Fairfax County Board Chair Sharon Bulova said she is so pleased with the evolution of Tysons Corner that, with the arrival the Silver Line fast approaching, she would like to buy a condo near one of the new stations.
The Metropolitan Washington Airports Authority, which is building the 23-mile extension, says the project is on pace to be “substantially completed” in November.
The four stations in Tysons Corner — connected by six miles of elevated tracks — are up and are being adorned with paint, lights and signs. Trains, elevators and escalators are being tested.
Bulova (D) said Wednesday that she doesn’t expect passengers to be able to ride until early next year. “I believe that our start date will be sometime between late February and mid-March and that’s entirely consistent with what was originally targeted,” she said.
When the system is ready for operations, it will be handed over to Metro. Bulova acknowledged that was not as soon as some had hoped but said safety needed to be a top priority and that she was pleased to see the project largely on budget.
“I think what everyone was expecting was that the project would be completed by November of this year and we would all be hoping that by the end of the year passengers would be riding it,” she said. “But we also need to be sure that we are testing for safety and I certainly want to be sure that we don’t have passengers riding it until we are sure it is going to be safe.”
Bulova and other board members approved the Tysons plan in 2010 and are now considering a series of amendments to it in order to incorporate transportation funding, a more urban street grid and some of the development projects that have been approved.

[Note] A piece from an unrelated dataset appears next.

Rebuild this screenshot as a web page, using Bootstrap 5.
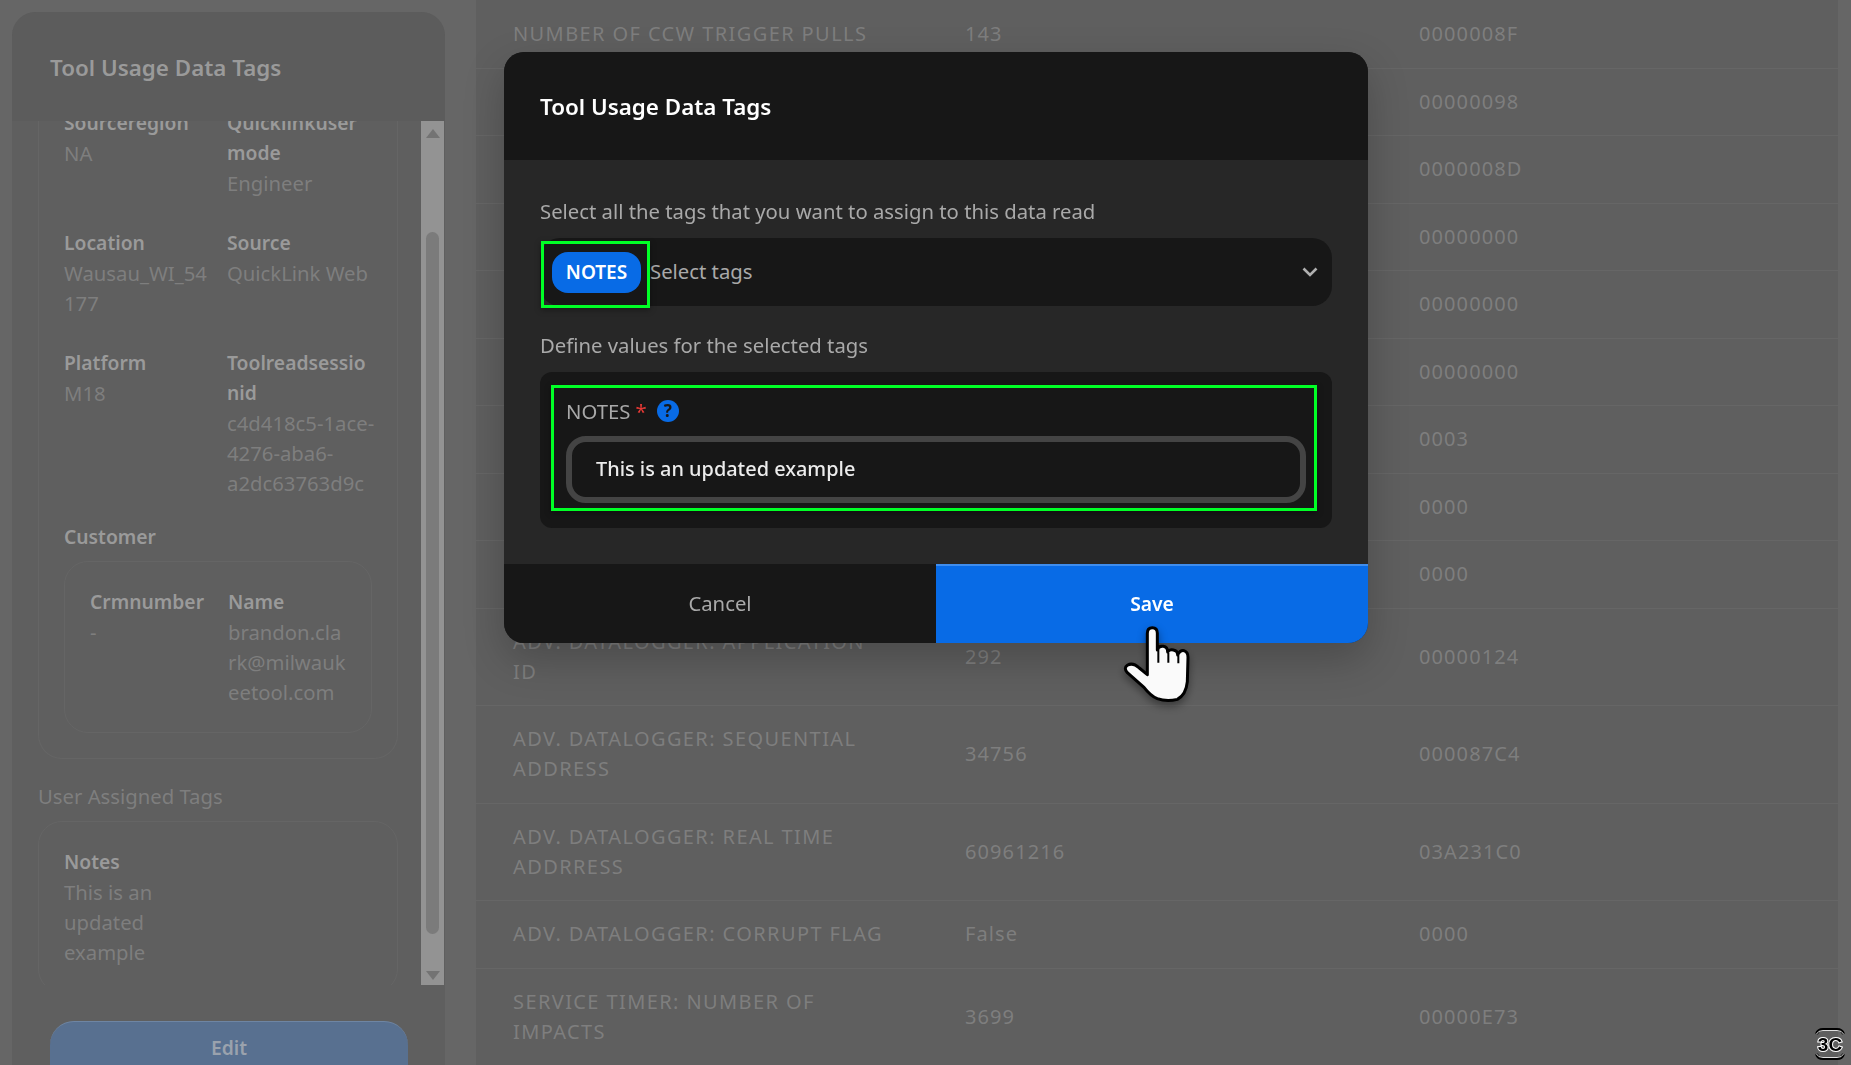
<!DOCTYPE html>
<html lang="en">
  <head>
    <meta charset="UTF-8" />
    <meta name="viewport" content="width=device-width, initial-scale=1.0" />
    <title>Tool Usage Data Tags</title>
    <link
      href="https://cdn.jsdelivr.net/npm/bootstrap@5.3.3/dist/css/bootstrap.min.css"
      rel="stylesheet"
    />
    <style>
      html,
      body {
        height: 100%;
        overflow: hidden;
      }
      body {
        background-color: #666666;
        font-family: "Noto Sans", "Liberation Sans", sans-serif;
        font-size: 20.3px;
        line-height: 30px;
        color: #7e7e7e;
      }
      .page-wrap {
        height: 1065px;
      }
      /* left panel */
      .side-col {
        width: 476px;
        padding: 12px 31px 0 12px;
        flex: none;
      }
      .side-panel {
        height: 100%;
        background-color: #5f5f5f;
        border-radius: 24px 24px 0 0;
      }
      .side-head {
        height: 108.5px;
        padding: 3px 0 0 38px;
        background-color: #5c5c5c;
        border-radius: 24px 24px 0 0;
        color: #9a9a9a;
        font-size: 22.4px;
        font-weight: 600;
      }
      .side-scroll {
        height: 864.5px;
      }
      .side-inner {
        padding-left: 26px;
        width: 409px;
      }
      .side-body {
        width: 360px;
        margin-top: -12.5px;
      }
      .kv-box {
        border: 1px solid #656565;
        border-radius: 24px;
        padding: 25px;
      }
      .kv-first {
        border-top: 0;
        border-radius: 0 0 24px 24px;
        padding-top: 0;
      }
      .kv-grid {
        display: grid;
        grid-template-columns: 163px 150px;
        row-gap: 30px;
      }
      .kv-grid-in {
        grid-template-columns: 138px 120px;
      }
      .kv-grid-note {
        grid-template-columns: 125px;
      }
      .kv-grid b,
      .kv-title {
        display: block;
        font-size: 19.3px;
        font-weight: 600;
        color: #9a9a9a;
      }
      .kv-title {
        margin-bottom: 9px;
      }
      .sec-title {
        margin: 22px 0 10px;
      }
      .fake-bar {
        width: 23px;
        background-color: #939393;
        padding: 0 5px;
      }
      .bar-up,
      .bar-down {
        width: 0;
        border-left: 7px solid transparent;
        border-right: 7px solid transparent;
      }
      .bar-up {
        border-bottom: 9px solid #737373;
        margin-top: 8px;
      }
      .bar-down {
        border-top: 9px solid #737373;
        margin-top: 37px;
      }
      .bar-thumb {
        width: 13px;
        height: 702px;
        margin-top: 94px;
        border-radius: 7px;
        background-color: #7b7b7b;
      }
      .edit-btn {
        width: 358px;
        height: 54px;
        margin: 36px 0 0 38px;
        padding: 0;
        background-color: #587090;
        border: 0;
        border-top: 1px solid #6e85a3;
        border-radius: 24px 24px 0 0;
        color: #9aa2ad;
        font-size: 19.3px;
        font-weight: 600;
      }
      /* table behind the dialog */
      .main-col {
        width: 1362px;
        flex: none;
        background-color: #5f5f5f;
      }
      .reg-table {
        width: 100%;
        table-layout: fixed;
        border-collapse: collapse;
        margin-top: 1px;
        letter-spacing: 1.1px;
        font-size: 20px;
        color: #7e7e7e;
      }
      .reg-table td {
        padding: 18.25px 0;
        border-bottom: 1px solid #666666;
        vertical-align: middle;
      }
      .reg-table td:first-child {
        padding-left: 37px;
        padding-right: 76px;
        letter-spacing: 1.4px;
      }
      /* dialog */
      .tag-dialog {
        max-width: none;
        width: 864px;
        margin: 52px 0 0 504px;
      }
      .tag-content {
        height: 591px;
        overflow: hidden;
        border: 0;
        border-radius: 20px;
        background-color: #272727;
        box-shadow: 0 16px 40px rgba(0, 0, 0, 0.22);
        color: #a9a9a9;
      }
      .tag-head {
        height: 108px;
        padding: 2px 36px 0;
        border: 0;
        border-radius: 0;
        background-color: #171717;
        color: #ffffff;
        font-size: 22.4px;
        font-weight: 600;
      }
      .tag-body {
        padding: 36px 36px 36px;
      }
      .tag-select {
        height: 68px;
        margin: 12px 0 24px;
        padding: 0 14px 0 12px;
        border-radius: 20px;
        background-color: #171717;
      }
      .tag-pill {
        width: 89px;
        height: 41px;
        margin-right: 9px;
        border-radius: 16px;
        background-color: #086be6;
        color: #ffffff;
        font-weight: 600;
        font-size: 19px;
      }
      .select-hint {
        padding-bottom: 2px;
      }
      .mark-one,
      .mark-two {
        position: absolute;
        border: 3px solid #00ff26;
        box-shadow: 0 2px 6px rgba(0, 0, 0, 0.35);
        pointer-events: none;
      }
      .mark-one {
        left: 1px;
        top: 3px;
        width: 109px;
        height: 67px;
      }
      .mark-two {
        left: 11px;
        top: 13px;
        width: 766px;
        height: 126px;
      }
      .value-panel {
        height: 156px;
        margin-top: 12px;
        padding: 24px 26px;
        border-radius: 12px;
        background-color: #171717;
      }
      .req-star {
        color: #e53935;
      }
      .help-dot {
        width: 22px;
        height: 22px;
        margin-left: 10px;
        background-color: #086be6;
        color: #171717;
        font-size: 17px;
        font-weight: 700;
        line-height: 22px;
      }
      .note-input,
      .note-input:focus {
        height: 67px;
        margin-top: 10px;
        padding: 0 24px 2px;
        border: 6px solid #444444;
        border-radius: 20px;
        background-color: #171717;
        box-shadow: none;
        color: #ececec;
        font-size: 19.9px;
        font-weight: 500;
      }
      .tag-foot {
        height: 79px;
      }
      .foot-btn {
        width: 432px;
        border: 0;
        border-radius: 0;
        font-size: 20.3px;
      }
      .foot-cancel,
      .foot-cancel:hover {
        background-color: #171717;
        color: #a9a9a9;
      }
      .foot-save,
      .foot-save:hover {
        background-color: #086be6;
        border-top: 2px solid #3f8ded;
        color: #ffffff;
        font-size: 19.3px;
        font-weight: 600;
      }
      /* cursor and recorder logo on top of everything */
      .hand-cursor {
        position: fixed;
        left: 1100px;
        top: 600px;
        z-index: 2000;
        filter: drop-shadow(0 4px 4px rgba(0, 0, 0, 0.4));
      }
      .rec-logo {
        position: fixed;
        left: 1815px;
        top: 1028px;
        z-index: 2000;
      }
      .rec-logo text {
        font-family: "Liberation Sans", sans-serif;
        font-size: 19px;
        font-weight: 700;
        fill: #000000;
        stroke: #ffffff;
        stroke-width: 2px;
        paint-order: stroke;
      }
    </style>
  </head>
  <body>
    <div class="page-wrap d-flex">
      <!-- Left panel -->
      <div class="side-col">
        <div class="side-panel d-flex flex-column">
          <div class="side-head d-flex align-items-center flex-shrink-0">Tool Usage Data Tags</div>
          <div class="side-scroll d-flex overflow-hidden flex-shrink-0">
            <div class="side-inner overflow-hidden">
              <div class="side-body">
                <div class="kv-box kv-first">
                  <div class="kv-grid">
                    <div><b>Sourceregion</b>NA</div>
                    <div><b>Quicklinkuser mode</b>Engineer</div>
                    <div><b>Location</b>Wausau_WI_54<br />177</div>
                    <div><b>Source</b>QuickLink Web</div>
                    <div><b>Platform</b>M18</div>
                    <div><b>Toolreadsessio<br />nid</b>c4d418c5-1ace-<br />4276-aba6-<br />a2dc63763d9c</div>
                  </div>
                  <div class="kv-title mt-4">Customer</div>
                  <div class="kv-box">
                    <div class="kv-grid kv-grid-in">
                      <div><b>Crmnumber</b>-</div>
                      <div><b>Name</b>brandon.cla<br />rk@milwauk<br />eetool.com</div>
                    </div>
                  </div>
                </div>
                <div class="sec-title">User Assigned Tags</div>
                <div class="kv-box">
                  <div class="kv-grid kv-grid-note">
                    <div><b>Notes</b>This is an<br />updated<br />example</div>
                  </div>
                </div>
              </div>
            </div>
            <div class="fake-bar flex-none">
              <div class="bar-up"></div>
              <div class="bar-thumb"></div>
              <div class="bar-down"></div>
            </div>
          </div>
          <button type="button" class="btn edit-btn flex-shrink-0">Edit</button>
        </div>
      </div>

      <!-- Register table -->
      <div class="main-col overflow-hidden">
        <table class="reg-table">
          <colgroup>
            <col style="width: 489px" />
            <col style="width: 454px" />
            <col />
          </colgroup>
          <tbody id="regRows"></tbody>
        </table>
      </div>
    </div>

    <!-- Dialog -->
    <div class="modal d-block" tabindex="-1">
      <div class="modal-dialog tag-dialog">
        <div class="modal-content tag-content">
          <div class="modal-header tag-head">Tool Usage Data Tags</div>
          <div class="modal-body tag-body flex-fill">
            <div>Select all the tags that you want to assign to this data read</div>
            <div class="tag-select d-flex align-items-center position-relative">
              <span class="tag-pill d-flex align-items-center justify-content-center">NOTES</span>
              <span class="select-hint flex-fill">Select tags</span>
              <svg width="16" height="10" viewBox="0 0 16 10">
                <polyline points="1.5,1.5 8,8 14.5,1.5" fill="none" stroke="#b0b0b0" stroke-width="2.6" />
              </svg>
              <span class="mark-one"></span>
            </div>
            <div>Define values for the selected tags</div>
            <div class="value-panel position-relative">
              <div class="d-flex align-items-center">
                NOTES&nbsp;<span class="req-star">*</span>
                <span class="help-dot rounded-circle d-inline-flex justify-content-center">?</span>
              </div>
              <input class="form-control note-input" type="text" value="This is an updated example" />
              <span class="mark-two"></span>
            </div>
          </div>
          <div class="tag-foot d-flex">
            <button type="button" class="btn foot-btn foot-cancel">Cancel</button>
            <button type="button" class="btn foot-btn foot-save">Save</button>
          </div>
        </div>
      </div>
    </div>

    <!-- Hand cursor -->
    <svg class="hand-cursor" width="120" height="120" viewBox="0 0 360 360">
      <path
        d="M142 100 Q142 83 157 83 Q172 83 172 100 L172 150 Q175 137 190 139 Q203 141 203 156 Q208 148 220 150 Q233 152 233 165 Q240 150 252 152 Q264 156 264 172 L262 245 Q258 285 232 298 Q200 306 172 296 Q152 288 132 262 L82 218 Q70 204 82 196 Q98 186 118 204 L142 224 Z"
        fill="#fafafa"
        stroke="#000000"
        stroke-width="9"
        stroke-linejoin="round"
      />
      <path d="M175 148 V188 M205 158 V188 M235 166 V190" fill="none" stroke="#000000" stroke-width="6" />
    </svg>

    <!-- Recorder logo -->
    <svg class="rec-logo" width="30" height="32" viewBox="0 0 30 32">
      <path d="M1.5 6 Q3 1.5 8 1.5 H22 Q27 1.5 28.5 6" fill="none" stroke="#000" stroke-width="3" />
      <path d="M1.5 6 Q3 2.5 8 2.5 H22 Q27 2.5 28.5 6" fill="none" stroke="#ddd" stroke-width="1" />
      <text x="15" y="23" text-anchor="middle">3C</text>
      <path d="M1.5 26 Q3 30.5 8 30.5 H22 Q27 30.5 28.5 26" fill="none" stroke="#000" stroke-width="3" />
      <path d="M1.5 26 Q3 29.5 8 29.5 H22 Q27 29.5 28.5 26" fill="none" stroke="#ddd" stroke-width="1" />
    </svg>

    <script src="https://cdn.jsdelivr.net/npm/bootstrap@5.3.3/dist/js/bootstrap.bundle.min.js"></script>
    <script>
      // Rows 2-9 sit behind the dialog, only the hex column shows
      const rows = [
        ["NUMBER OF CCW TRIGGER PULLS", "143", "0000008F"],
        ["", "", "00000098"],
        ["", "", "0000008D"],
        ["", "", "00000000"],
        ["", "", "00000000"],
        ["", "", "00000000"],
        ["", "", "0003"],
        ["", "", "0000"],
        ["", "", "0000"],
        ["ADV. DATALOGGER: APPLICATION ID", "292", "00000124"],
        ["ADV. DATALOGGER: SEQUENTIAL ADDRESS", "34756", "000087C4"],
        ["ADV. DATALOGGER: REAL TIME ADDRRESS", "60961216", "03A231C0"],
        ["ADV. DATALOGGER: CORRUPT FLAG", "False", "0000"],
        ["SERVICE TIMER: NUMBER OF IMPACTS", "3699", "00000E73"],
      ];
      const body = document.getElementById("regRows");
      rows.forEach((r) => {
        const tr = document.createElement("tr");
        tr.innerHTML = `<td>${r[0] || "&nbsp;"}</td><td>${r[1]}</td><td>${r[2]}</td>`;
        body.appendChild(tr);
      });
    </script>
  </body>
</html>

Developers have begun lining up high-rise apartment towers to build near the four Tysons stations and homebuilder Greystar is already building a 25-story, 400-unit apartment tower at the Spring Hill station (formerly known as Tysons West).
She is such a big believer in Tysons that she said she would like to buy a condo there. Since most of the projects on the books call for rental apartments, however, it might be at least a few years. She and her husband currently live in the Cloisters of Fairfax. “I seriously am hoping that someone will be building some condos. I’m waiting for that,” she said.
The success of the walkable, urban neighborhoods in the Rosslyn-Ballston corridor, along Metro’s Orange Line, has clearly had an effect on the planning for Tysons. Bulova recalled a Baby Boomer couple from her Braddock district who had decided to retire and relocate.
When she said she asked them where they were headed, the answer surprised her.
“I thought that they would say Florida, or maybe South Carolina, and they said Ballston. And I said ‘Ballston? Arlington?’ And they said, ‘Yeah we want to move somewhere where the action is and there will be clubs and restaurants and movie theaters.’ And it was sort of an ah-ha moment for me.”